On Monday, ODH hosted a statewide conference call with all local health departments to provide an update on the situation.

Local health departments have been urged to work with agriculture and fair officials to post signs and to speak with those working in livestock facilities to ensure care is taken to avoid further transmission of the virus.

ODH is working with local health departments and health care providers to report influenza-like illness.

Those who have reported close contact with swine and are exhibiting flu-like systems will undergo testing.

Samples will be sent to the ODH laboratory for preliminary testing and then to CDC for confirmation.

ODH will provide notice of any additional H3N2v human case confirmations.

The Ohio Department of Agriculture (ODA) is working to increase the number of hand sanitation stations available at county fairs.

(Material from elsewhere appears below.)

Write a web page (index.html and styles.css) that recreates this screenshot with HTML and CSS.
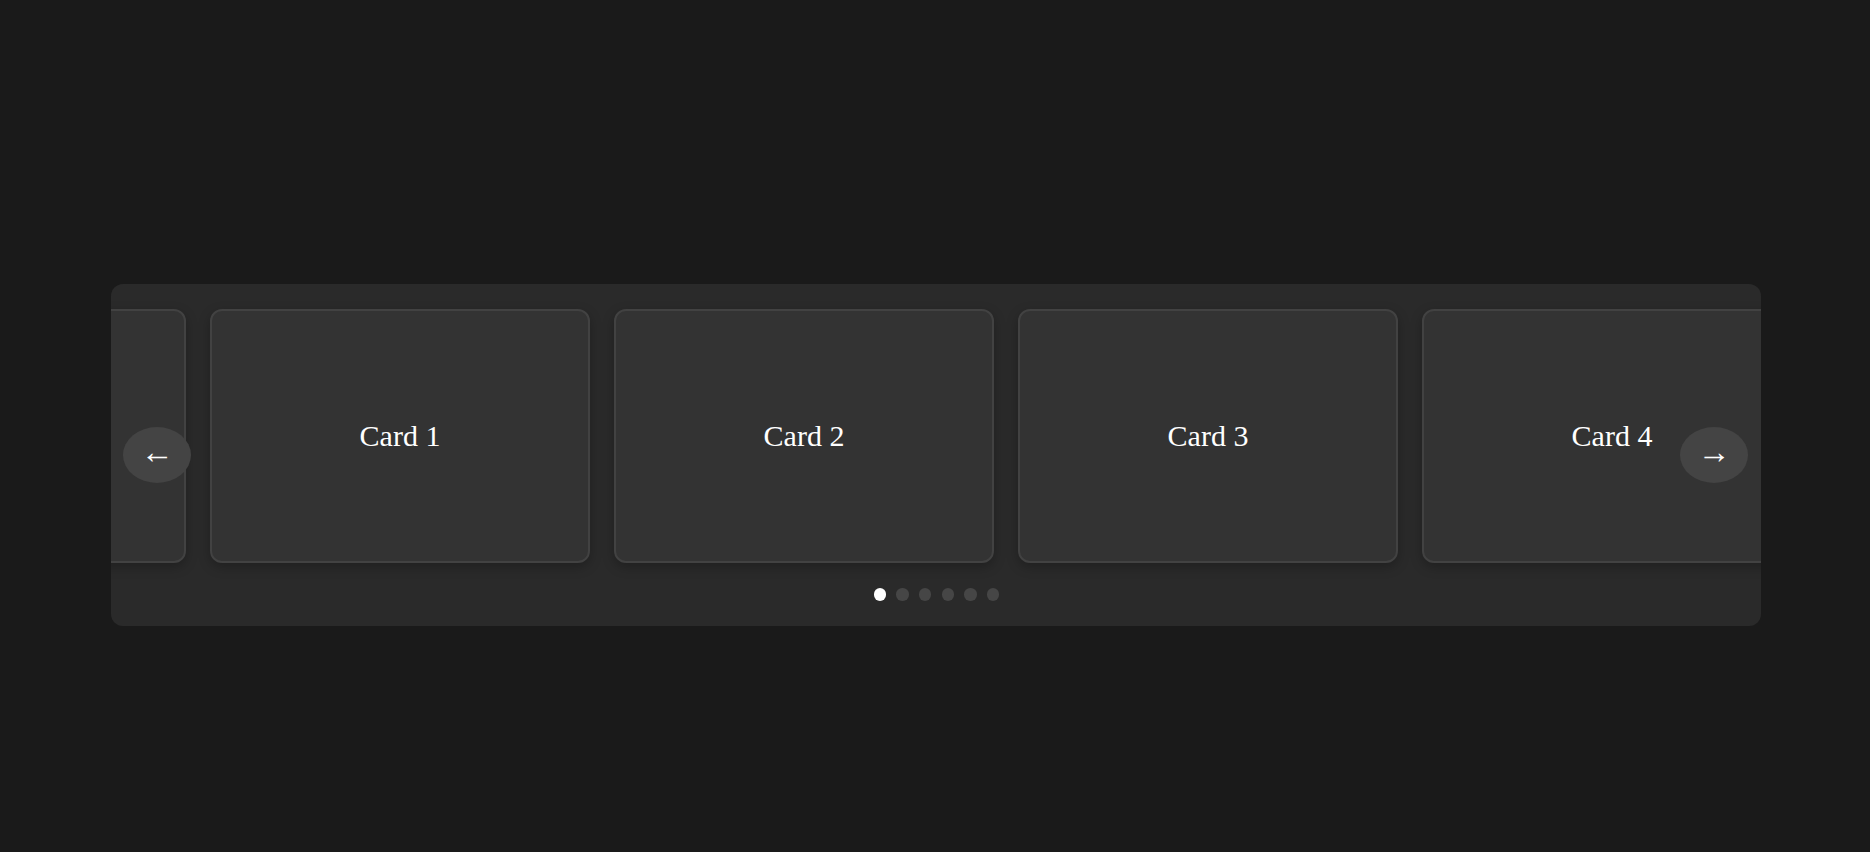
FILE: index.html
```html
<!DOCTYPE html>
<html lang="en">
<head>
<meta charset="utf-8">
<title>Carousel</title>
<link rel="stylesheet" href="styles.css">
</head>
<body>
<div class="page">
  <div class="carousel">
    <div class="viewport">
      <div class="track">
        <div class="card clone" aria-hidden="true"></div>
        <div class="card">Card 1</div>
        <div class="card">Card 2</div>
        <div class="card">Card 3</div>
        <div class="card">Card 4</div>
        <div class="card clone" aria-hidden="true"></div>
      </div>
    </div>
    <div class="dots">
      <span class="dot active"></span>
      <span class="dot"></span>
      <span class="dot"></span>
      <span class="dot"></span>
      <span class="dot"></span>
      <span class="dot"></span>
    </div>
    <button class="nav prev" type="button">&larr;</button>
    <button class="nav next" type="button">&rarr;</button>
  </div>
</div>
</body>
</html>
```

FILE: styles.css
```css
html, body {
  margin: 0;
  padding: 0;
  background: #1a1a1a;
  font-family: "Liberation Serif", "Times New Roman", serif;
  color: #fff;
}

.page {
  height: 852px;
  padding-top: 284px;
  box-sizing: border-box;
}

.carousel {
  position: relative;
  width: 1650px;
  margin: 0 0 0 111px;
  background: #2a2a2a;
  border-radius: 12px;
  padding: 25px 0 25px;
  box-sizing: border-box;
  overflow: hidden;
}

.track {
  display: flex;
  gap: 24px;
  transform: translateX(-305px);
}

.card {
  flex: 0 0 380px;
  height: 254px;
  box-sizing: border-box;
  background: #333333;
  border: 2px solid #424242;
  border-radius: 12px;
  box-shadow: 0 4px 12px rgba(0, 0, 0, 0.25);
  display: flex;
  align-items: center;
  justify-content: center;
  font-size: 30px;
  color: #ffffff;
}

.dots {
  display: flex;
  justify-content: center;
  gap: 10.1px;
  margin-top: 25px;
  padding-left: 1px;
}

.dot {
  width: 12.5px;
  height: 12.5px;
  border-radius: 50%;
  background: #464646;
}

.dot.active {
  background: #ffffff;
}

.nav {
  position: absolute;
  top: 50%;
  transform: translateY(-50%);
  width: 68px;
  height: 56px;
  border: none;
  border-radius: 50%;
  background: #444444;
  color: #ffffff;
  font-family: "Liberation Serif", "DejaVu Serif", serif;
  font-size: 33px;
  line-height: 1;
  padding: 0 0 5px;
  box-sizing: border-box;
  display: flex;
  align-items: center;
  justify-content: center;
  cursor: pointer;
}

.prev {
  left: 12px;
}

.next {
  right: 13px;
}
```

ODA will make contact this week with each upcoming fair veterinarian instructing them to post signs for both the exhibitors and the public, to monitor swine health and to take temperatures of any ill swine and notify ODA immediately of the results.

ODA will continue to swab and test animals as needed throughout the fair season.

With county fairs running into the first week of October in Ohio, ODA and ODH remind residents and visitors that fair attendance is safe.
Those attending the fair should remember:

To wash your hands frequently with soap and running water before and after exposure to animals.

To never take food or drink into animal areas.

Young children, pregnant women, people 65 and older and people with weakened immune systems should be extra careful around animals.

Watch your animals for signs of illness and call a veterinarian if you suspect they might be sick.

Avoid contact with animals that look or act ill.